Era un rito republicano que arrojaba un excedente de sentido a partir del mero, desnudo, hecho de asistir a un lugar para depositar un voto en una urna que luego, como una expresión de la suma de votos emitidos, creaba la entelequia compartida de una voluntad general, un mandato popular, un poder republicano; en fin, un orden político en que representados y representantes, ciudadanos y autoridades, quedaban sujetos a un pacto misterioso, pero eficaz, a un código común de símbolos, a una jerarquía de mandantes y mandatarios.
Todo ese mundo encantado, carismático, teológico-político —esencial para la existencia de una democracia como estado cultural— ha sido sometido a procesos de racionalización mediática e intelectualización crítica, disolviéndolo. Ha sido desmenuzado, desencantado y finalmente superado, dejando atrás su contenido simbólico virtuoso, generador de una verdad democrática.
Queda ahora al desnudo, entonces, el entramado ficticio (espiritual) de la democracia, su componente cuasi-religioso, en cuanto misterio y sacramento republicano, según suele decirse.
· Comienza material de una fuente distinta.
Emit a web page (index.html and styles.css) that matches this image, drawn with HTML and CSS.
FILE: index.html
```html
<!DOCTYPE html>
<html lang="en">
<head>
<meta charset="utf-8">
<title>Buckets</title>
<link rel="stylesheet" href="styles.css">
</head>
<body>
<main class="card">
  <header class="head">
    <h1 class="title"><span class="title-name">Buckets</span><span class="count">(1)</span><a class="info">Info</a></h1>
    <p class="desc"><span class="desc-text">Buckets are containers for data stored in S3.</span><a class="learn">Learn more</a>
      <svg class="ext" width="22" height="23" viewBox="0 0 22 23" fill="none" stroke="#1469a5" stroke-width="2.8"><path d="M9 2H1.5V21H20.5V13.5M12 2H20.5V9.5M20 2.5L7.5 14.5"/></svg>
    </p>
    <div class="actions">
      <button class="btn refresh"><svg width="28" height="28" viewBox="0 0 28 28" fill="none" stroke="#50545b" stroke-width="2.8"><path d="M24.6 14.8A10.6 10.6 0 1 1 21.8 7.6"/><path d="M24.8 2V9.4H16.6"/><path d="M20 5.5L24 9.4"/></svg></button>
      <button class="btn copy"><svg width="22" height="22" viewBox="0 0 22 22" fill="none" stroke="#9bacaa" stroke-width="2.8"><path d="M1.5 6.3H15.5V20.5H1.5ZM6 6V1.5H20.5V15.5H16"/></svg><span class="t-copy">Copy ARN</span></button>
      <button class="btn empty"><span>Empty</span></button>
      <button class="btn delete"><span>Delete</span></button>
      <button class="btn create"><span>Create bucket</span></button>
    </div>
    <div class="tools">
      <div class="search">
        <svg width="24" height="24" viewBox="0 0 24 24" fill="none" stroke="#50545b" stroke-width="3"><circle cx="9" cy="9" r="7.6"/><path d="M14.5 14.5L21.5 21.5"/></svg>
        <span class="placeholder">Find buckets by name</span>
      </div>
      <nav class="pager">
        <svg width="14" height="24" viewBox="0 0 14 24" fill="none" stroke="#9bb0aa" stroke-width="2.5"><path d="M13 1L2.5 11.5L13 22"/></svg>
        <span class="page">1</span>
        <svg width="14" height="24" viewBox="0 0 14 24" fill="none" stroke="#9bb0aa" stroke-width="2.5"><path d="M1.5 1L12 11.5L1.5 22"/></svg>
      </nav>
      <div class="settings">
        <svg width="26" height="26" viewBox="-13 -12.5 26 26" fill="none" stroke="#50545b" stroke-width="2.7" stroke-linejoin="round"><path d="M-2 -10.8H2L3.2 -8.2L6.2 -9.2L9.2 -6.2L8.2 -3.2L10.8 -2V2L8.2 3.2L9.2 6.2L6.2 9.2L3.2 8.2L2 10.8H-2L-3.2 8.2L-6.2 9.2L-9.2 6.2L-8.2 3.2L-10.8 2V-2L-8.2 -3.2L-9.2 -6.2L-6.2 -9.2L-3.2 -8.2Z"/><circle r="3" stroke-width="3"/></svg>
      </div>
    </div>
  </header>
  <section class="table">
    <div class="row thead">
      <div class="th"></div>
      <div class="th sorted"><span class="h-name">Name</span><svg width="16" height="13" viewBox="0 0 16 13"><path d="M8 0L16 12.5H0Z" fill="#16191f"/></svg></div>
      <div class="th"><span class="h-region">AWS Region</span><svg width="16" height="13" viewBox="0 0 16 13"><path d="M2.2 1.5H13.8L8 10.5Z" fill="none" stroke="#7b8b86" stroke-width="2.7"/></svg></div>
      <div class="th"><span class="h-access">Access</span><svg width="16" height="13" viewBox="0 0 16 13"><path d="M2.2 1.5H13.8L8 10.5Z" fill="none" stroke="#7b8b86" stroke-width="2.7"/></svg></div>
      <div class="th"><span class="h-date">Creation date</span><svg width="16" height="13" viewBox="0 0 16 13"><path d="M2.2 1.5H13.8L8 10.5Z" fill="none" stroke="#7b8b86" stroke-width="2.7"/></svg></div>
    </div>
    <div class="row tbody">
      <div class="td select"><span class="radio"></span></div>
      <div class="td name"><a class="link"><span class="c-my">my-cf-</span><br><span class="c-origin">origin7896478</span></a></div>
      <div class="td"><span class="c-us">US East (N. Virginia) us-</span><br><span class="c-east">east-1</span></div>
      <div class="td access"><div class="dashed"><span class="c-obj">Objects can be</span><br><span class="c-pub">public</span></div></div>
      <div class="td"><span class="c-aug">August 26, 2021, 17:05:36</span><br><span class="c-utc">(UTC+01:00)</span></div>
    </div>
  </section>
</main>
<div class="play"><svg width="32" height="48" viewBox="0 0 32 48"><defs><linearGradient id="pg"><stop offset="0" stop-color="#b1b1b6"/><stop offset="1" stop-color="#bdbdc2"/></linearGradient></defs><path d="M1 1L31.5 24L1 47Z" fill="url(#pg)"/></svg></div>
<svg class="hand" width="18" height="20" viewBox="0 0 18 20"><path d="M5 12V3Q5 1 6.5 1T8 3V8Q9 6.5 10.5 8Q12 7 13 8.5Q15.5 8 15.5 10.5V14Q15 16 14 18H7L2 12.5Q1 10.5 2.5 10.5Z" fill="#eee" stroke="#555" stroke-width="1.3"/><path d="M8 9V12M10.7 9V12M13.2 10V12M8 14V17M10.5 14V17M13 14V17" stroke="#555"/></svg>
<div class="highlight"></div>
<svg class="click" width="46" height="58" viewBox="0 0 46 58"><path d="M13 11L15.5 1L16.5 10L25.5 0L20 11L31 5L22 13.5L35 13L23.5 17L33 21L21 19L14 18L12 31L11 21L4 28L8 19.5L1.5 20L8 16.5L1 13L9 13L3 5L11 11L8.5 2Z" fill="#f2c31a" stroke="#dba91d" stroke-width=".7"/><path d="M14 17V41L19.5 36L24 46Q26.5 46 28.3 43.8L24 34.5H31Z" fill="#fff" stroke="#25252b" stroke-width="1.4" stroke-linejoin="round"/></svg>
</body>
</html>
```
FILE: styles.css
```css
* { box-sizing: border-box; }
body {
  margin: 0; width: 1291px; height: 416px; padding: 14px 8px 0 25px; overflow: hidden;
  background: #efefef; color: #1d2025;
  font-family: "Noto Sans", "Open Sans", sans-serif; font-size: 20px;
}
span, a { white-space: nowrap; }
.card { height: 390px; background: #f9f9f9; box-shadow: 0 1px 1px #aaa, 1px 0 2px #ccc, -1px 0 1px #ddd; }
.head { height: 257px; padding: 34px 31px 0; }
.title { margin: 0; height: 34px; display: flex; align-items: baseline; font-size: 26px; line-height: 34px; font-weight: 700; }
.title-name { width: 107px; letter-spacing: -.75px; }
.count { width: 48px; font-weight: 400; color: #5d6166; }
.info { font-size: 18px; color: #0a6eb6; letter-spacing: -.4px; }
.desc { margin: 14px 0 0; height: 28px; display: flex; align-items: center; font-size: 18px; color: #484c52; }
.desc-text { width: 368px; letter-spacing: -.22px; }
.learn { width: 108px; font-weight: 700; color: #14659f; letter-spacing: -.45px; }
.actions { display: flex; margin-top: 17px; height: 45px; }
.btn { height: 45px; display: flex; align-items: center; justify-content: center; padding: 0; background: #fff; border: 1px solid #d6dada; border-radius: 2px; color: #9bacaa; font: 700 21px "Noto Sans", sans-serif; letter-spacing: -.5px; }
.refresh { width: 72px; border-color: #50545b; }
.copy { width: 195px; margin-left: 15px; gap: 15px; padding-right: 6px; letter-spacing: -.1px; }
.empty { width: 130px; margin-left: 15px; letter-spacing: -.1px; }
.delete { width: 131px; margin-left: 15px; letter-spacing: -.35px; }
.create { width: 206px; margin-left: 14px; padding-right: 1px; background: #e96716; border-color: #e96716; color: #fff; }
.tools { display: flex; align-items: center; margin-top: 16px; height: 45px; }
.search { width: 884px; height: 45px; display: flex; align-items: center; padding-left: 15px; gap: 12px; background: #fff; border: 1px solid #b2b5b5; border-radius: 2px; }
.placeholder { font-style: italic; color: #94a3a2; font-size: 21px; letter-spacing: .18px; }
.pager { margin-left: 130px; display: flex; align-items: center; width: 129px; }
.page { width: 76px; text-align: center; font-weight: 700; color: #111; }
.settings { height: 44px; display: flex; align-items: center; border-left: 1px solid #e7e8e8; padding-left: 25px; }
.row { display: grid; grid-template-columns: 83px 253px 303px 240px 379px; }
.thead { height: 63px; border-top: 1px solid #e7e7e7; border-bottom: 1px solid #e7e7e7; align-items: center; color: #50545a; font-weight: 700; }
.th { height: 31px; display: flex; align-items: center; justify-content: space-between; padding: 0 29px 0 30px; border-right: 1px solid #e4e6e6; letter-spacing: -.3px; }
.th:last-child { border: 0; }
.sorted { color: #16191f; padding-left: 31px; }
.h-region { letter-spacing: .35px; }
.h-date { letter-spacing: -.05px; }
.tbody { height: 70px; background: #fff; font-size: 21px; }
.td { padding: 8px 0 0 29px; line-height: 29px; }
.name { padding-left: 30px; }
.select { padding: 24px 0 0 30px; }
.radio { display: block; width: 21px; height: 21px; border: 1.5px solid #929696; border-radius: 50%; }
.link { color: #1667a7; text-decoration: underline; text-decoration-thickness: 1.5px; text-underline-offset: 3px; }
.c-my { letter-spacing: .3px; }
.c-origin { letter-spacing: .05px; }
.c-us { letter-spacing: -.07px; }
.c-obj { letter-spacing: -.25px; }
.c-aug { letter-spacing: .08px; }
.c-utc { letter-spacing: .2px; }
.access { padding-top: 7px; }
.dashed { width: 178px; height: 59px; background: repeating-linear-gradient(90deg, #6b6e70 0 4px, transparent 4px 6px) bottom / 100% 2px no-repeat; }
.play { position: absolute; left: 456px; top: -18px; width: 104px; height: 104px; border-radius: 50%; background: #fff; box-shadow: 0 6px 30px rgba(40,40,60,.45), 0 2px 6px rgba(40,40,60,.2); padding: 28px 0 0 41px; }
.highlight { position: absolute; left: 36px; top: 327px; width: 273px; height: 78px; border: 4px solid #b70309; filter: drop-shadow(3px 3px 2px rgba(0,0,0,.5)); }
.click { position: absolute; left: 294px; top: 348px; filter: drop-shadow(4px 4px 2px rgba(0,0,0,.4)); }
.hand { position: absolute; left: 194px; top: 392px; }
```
Como contrapartida, la gente pierde su fe en las instituciones democráticas, en el proceso electoral, en el acto de la representación, en el vínculo con el mandatario, en la legitimidad del orden de la polis.
Toda la sala de máquinas de la democracia queda expuesta al ser colonizada la política por los medios de comunicación y las redes sociales, tal como antes su apariencia sagrada, altruista, de bien común, de servicio público, había sido depreciada al ser expuesta como una sirvienta del dinero.
En breve, la política democrática se ha secularizado, desencantado, ha perdido la magia, se ha vuelto mediática, exhibe complicidades poco virtuosas, se ve arrastrada por escándalos y pierde su capacidad carismática de transmutar el voto en representación, la decisión individual en voluntad colectiva y las formas de dominación en jerarquías legítimas sujetas a la alternancia del poder.
La nueva escena de la política en los media expone también a los candidatos, mujeres y hombres por igual, a una luz que magnifica sus defectos, debilidades, inconsistencias, al mismo tiempo que los somete a un escrutinio donde la persona (sus máscaras) desaparece para dar paso a una extraña figura virtual, una «figura pública». Pública no el sentido de su vocación y trayectoria, o su oratoria e ideas, o su uso de la razón en medio de la polis, sino en el sentido del espectáculo, del show reality, de las tormentas en las redes, de la exposición de miserias privadas y falencias humanas, demasiado humanas.
Como nunca antes, la política se halla sometida a un clima hostil y es enjuiciada diariamente ante el público, igual como antiguamente se sometía a los culpables a «la sombría fiesta punitiva» de la que escribe Foucault. Sólo que, a tono con los tiempos, también aquella «sombría fiesta» se ha secularizado, racionalizado, desdramatizado y aparentemente humanizado. Se celebra ahora ante las pantallas, en términos de inquisición moral, donde la política y los políticos no concurren como culpables, sino como permanentes sospechosos, en nombre de una función cuya legitimidad se ha deteriorado.
Por su lado, los políticos, sus organizaciones partidarias, campañas y trayectorias, no parecen haberse percatado de que la democracia representativa está siendo rápidamente reemplazada por la democracia desencantada, post-representativa, de públicos y pantallas, de guiones y ratings, de encuestas y escándalos, de reality shows y emociones de baja intensidad.
A este espectáculo asistimos ahora. Ya veremos qué resulta de él.